■ TASK TO COMPLETE: Word for word, transcribe the lines below and drop the pictures.

■ PROVIDED DATA:
[start]

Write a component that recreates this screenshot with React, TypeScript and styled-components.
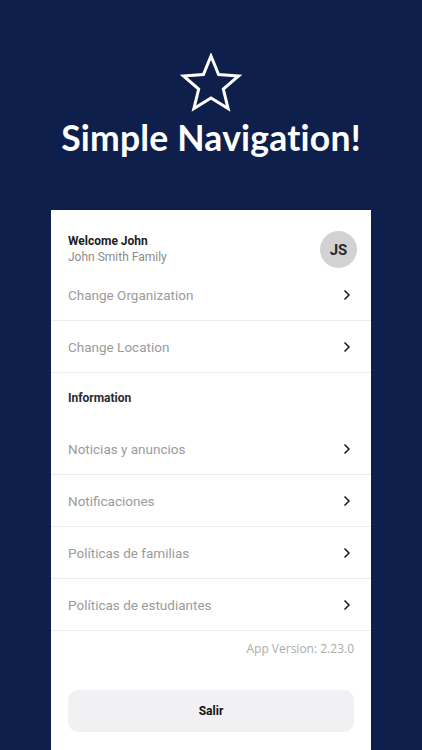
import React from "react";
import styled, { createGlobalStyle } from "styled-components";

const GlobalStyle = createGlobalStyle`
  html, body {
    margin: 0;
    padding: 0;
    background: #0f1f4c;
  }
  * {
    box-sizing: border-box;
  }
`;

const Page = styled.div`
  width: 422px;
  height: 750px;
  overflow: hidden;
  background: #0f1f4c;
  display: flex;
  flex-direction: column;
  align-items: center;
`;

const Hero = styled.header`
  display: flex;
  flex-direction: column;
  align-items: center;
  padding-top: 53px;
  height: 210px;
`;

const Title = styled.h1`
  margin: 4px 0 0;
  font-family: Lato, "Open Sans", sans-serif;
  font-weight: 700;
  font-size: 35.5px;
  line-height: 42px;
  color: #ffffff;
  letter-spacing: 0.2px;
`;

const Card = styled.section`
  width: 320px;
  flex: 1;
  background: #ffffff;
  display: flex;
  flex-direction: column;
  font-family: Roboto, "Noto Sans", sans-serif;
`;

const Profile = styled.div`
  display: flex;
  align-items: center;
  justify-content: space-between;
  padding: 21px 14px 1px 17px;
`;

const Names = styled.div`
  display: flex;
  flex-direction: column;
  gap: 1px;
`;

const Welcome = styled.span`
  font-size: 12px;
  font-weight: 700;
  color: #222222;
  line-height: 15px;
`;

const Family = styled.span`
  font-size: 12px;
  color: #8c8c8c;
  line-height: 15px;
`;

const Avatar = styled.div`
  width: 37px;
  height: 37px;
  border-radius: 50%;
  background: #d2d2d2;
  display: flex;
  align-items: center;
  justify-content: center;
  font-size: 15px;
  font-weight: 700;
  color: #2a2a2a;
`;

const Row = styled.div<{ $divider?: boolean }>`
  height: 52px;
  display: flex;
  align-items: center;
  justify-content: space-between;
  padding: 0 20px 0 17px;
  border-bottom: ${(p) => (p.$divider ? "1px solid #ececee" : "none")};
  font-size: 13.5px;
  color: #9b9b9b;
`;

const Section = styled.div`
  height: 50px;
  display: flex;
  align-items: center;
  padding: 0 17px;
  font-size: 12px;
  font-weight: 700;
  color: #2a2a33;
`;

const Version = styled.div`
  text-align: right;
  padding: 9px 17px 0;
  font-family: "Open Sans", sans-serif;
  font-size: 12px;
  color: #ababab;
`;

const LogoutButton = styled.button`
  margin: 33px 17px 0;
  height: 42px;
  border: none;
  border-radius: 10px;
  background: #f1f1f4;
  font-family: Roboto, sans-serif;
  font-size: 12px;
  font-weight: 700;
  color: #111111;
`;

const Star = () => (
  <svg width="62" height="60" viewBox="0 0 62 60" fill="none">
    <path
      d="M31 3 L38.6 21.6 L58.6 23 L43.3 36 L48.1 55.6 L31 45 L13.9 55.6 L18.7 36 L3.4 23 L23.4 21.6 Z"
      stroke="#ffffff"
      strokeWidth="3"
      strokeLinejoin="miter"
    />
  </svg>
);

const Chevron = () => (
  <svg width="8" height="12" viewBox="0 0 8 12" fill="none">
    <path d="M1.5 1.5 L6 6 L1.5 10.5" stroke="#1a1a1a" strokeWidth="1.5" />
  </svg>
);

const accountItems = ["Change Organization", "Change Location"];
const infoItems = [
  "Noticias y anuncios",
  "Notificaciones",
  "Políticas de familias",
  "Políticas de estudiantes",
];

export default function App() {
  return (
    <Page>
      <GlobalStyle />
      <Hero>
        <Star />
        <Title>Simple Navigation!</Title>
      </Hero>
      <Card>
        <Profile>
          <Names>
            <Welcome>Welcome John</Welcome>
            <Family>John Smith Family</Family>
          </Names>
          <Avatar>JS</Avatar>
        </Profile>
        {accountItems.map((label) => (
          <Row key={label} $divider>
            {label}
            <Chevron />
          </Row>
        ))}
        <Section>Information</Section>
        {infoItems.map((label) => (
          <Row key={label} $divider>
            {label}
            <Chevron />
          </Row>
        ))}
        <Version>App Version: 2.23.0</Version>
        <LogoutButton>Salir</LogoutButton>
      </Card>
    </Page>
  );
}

[end]

■ OUTPUT OF THE TASK:
Write a component that recreates this screenshot with React, TypeScript and styled-components.
import React from "react";
import styled, { createGlobalStyle } from "styled-components";

const GlobalStyle = createGlobalStyle`
  html, body {
    margin: 0;
    padding: 0;
    background: #0f1f4c;
  }
  * {
    box-sizing: border-box;
  }
`;

const Page = styled.div`
  width: 422px;
  height: 750px;
  overflow: hidden;
  background: #0f1f4c;
  display: flex;
  flex-direction: column;
  align-items: center;
`;

const Hero = styled.header`
  display: flex;
  flex-direction: column;
  align-items: center;
  padding-top: 53px;
  height: 210px;
`;

const Title = styled.h1`
  margin: 4px 0 0;
  font-family: Lato, "Open Sans", sans-serif;
  font-weight: 700;
  font-size: 35.5px;
  line-height: 42px;
  color: #ffffff;
  letter-spacing: 0.2px;
`;

const Card = styled.section`
  width: 320px;
  flex: 1;
  background: #ffffff;
  display: flex;
  flex-direction: column;
  font-family: Roboto, "Noto Sans", sans-serif;
`;

const Profile = styled.div`
  display: flex;
  align-items: center;
  justify-content: space-between;
  padding: 21px 14px 1px 17px;
`;

const Names = styled.div`
  display: flex;
  flex-direction: column;
  gap: 1px;
`;

const Welcome = styled.span`
  font-size: 12px;
  font-weight: 700;
  color: #222222;
  line-height: 15px;
`;

const Family = styled.span`
  font-size: 12px;
  color: #8c8c8c;
  line-height: 15px;
`;

const Avatar = styled.div`
  width: 37px;
  height: 37px;
  border-radius: 50%;
  background: #d2d2d2;
  display: flex;
  align-items: center;
  justify-content: center;
  font-size: 15px;
  font-weight: 700;
  color: #2a2a2a;
`;

const Row = styled.div<{ $divider?: boolean }>`
  height: 52px;
  display: flex;
  align-items: center;
  justify-content: space-between;
  padding: 0 20px 0 17px;
  border-bottom: ${(p) => (p.$divider ? "1px solid #ececee" : "none")};
  font-size: 13.5px;
  color: #9b9b9b;
`;

const Section = styled.div`
  height: 50px;
  display: flex;
  align-items: center;
  padding: 0 17px;
  font-size: 12px;
  font-weight: 700;
  color: #2a2a33;
`;

const Version = styled.div`
  text-align: right;
  padding: 9px 17px 0;
  font-family: "Open Sans", sans-serif;
  font-size: 12px;
  color: #ababab;
`;

const LogoutButton = styled.button`
  margin: 33px 17px 0;
  height: 42px;
  border: none;
  border-radius: 10px;
  background: #f1f1f4;
  font-family: Roboto, sans-serif;
  font-size: 12px;
  font-weight: 700;
  color: #111111;
`;

const Star = () => (
  <svg width="62" height="60" viewBox="0 0 62 60" fill="none">
    <path
      d="M31 3 L38.6 21.6 L58.6 23 L43.3 36 L48.1 55.6 L31 45 L13.9 55.6 L18.7 36 L3.4 23 L23.4 21.6 Z"
      stroke="#ffffff"
      strokeWidth="3"
      strokeLinejoin="miter"
    />
  </svg>
);

const Chevron = () => (
  <svg width="8" height="12" viewBox="0 0 8 12" fill="none">
    <path d="M1.5 1.5 L6 6 L1.5 10.5" stroke="#1a1a1a" strokeWidth="1.5" />
  </svg>
);

const accountItems = ["Change Organization", "Change Location"];
const infoItems = [
  "Noticias y anuncios",
  "Notificaciones",
  "Políticas de familias",
  "Políticas de estudiantes",
];

export default function App() {
  return (
    <Page>
      <GlobalStyle />
      <Hero>
        <Star />
        <Title>Simple Navigation!</Title>
      </Hero>
      <Card>
        <Profile>
          <Names>
            <Welcome>Welcome John</Welcome>
            <Family>John Smith Family</Family>
          </Names>
          <Avatar>JS</Avatar>
        </Profile>
        {accountItems.map((label) => (
          <Row key={label} $divider>
            {label}
            <Chevron />
          </Row>
        ))}
        <Section>Information</Section>
        {infoItems.map((label) => (
          <Row key={label} $divider>
            {label}
            <Chevron />
          </Row>
        ))}
        <Version>App Version: 2.23.0</Version>
        <LogoutButton>Salir</LogoutButton>
      </Card>
    </Page>
  );
}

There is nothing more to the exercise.